Non-Closure

I thought pretty hard on what to write or even how to begin on a new blog entry following the last one. No topic seemed appropriate. And it felt too soon to start blogging again. But then I thought it’s probably better to start writing than to bottle things up inside like my father did.

While I didn’t have any gripes with my father when he passed away, I feel incredibly… helpless for not being able to “see him off” at the funeral. I feel useless for not being able to help out with all that has to be done for the funeral, the ceremonies, the legal dances and everything that supposedly marks one of the defining moment in a man’s life. I don’t have a closure.

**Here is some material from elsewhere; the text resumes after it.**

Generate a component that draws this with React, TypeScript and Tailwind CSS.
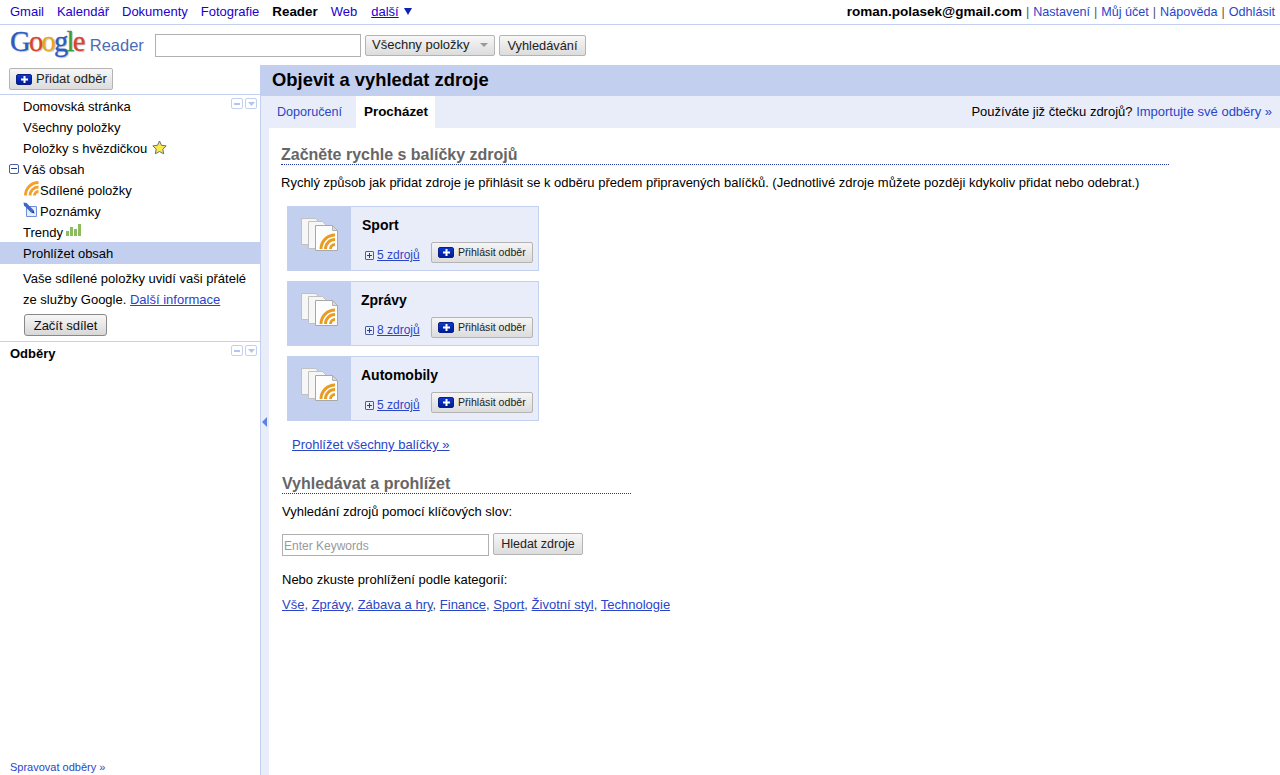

Everyone tells me my father wouldn’t blame me for the situation… for not being able to be there and for not being able to help. He’d understand. But I still don’t feel that a closure is upon me anywhere or anytime soon.

I recall this is how one can be messed up for not getting a closure to something important in life. Well, I don’t see myself going crazy anytime soon. But I am still looking for a closure that I can’t have, a way to say goodbye to my father, a way to find peace in myself and accept that he’d have understood my circumstances. Something like this made me question the wisdom and logic of the decisions I’ve made in the past several years, and how all this would have been averted if I had just…

Yes. There were a lot of “what ifs”, “what might have beens”, and “what could have beens”…. But I am living with “what is”…. I live with facts that I can’t change.

Now I will also have to learn to accept that maybe not everything has a closure. I’ll just have to live with my non-closure in peace — whenever I find it, the peace.

Exit Strategy

Grace: “So how long will it take Tibor to replace both break pads?”

Me: “He said two to three hours…”

Bryan: “Me talk first….”

Grace: “Bryan, please don’t interrupt. It’s impolite. It’s your turn when daddy and mommy are done talking.”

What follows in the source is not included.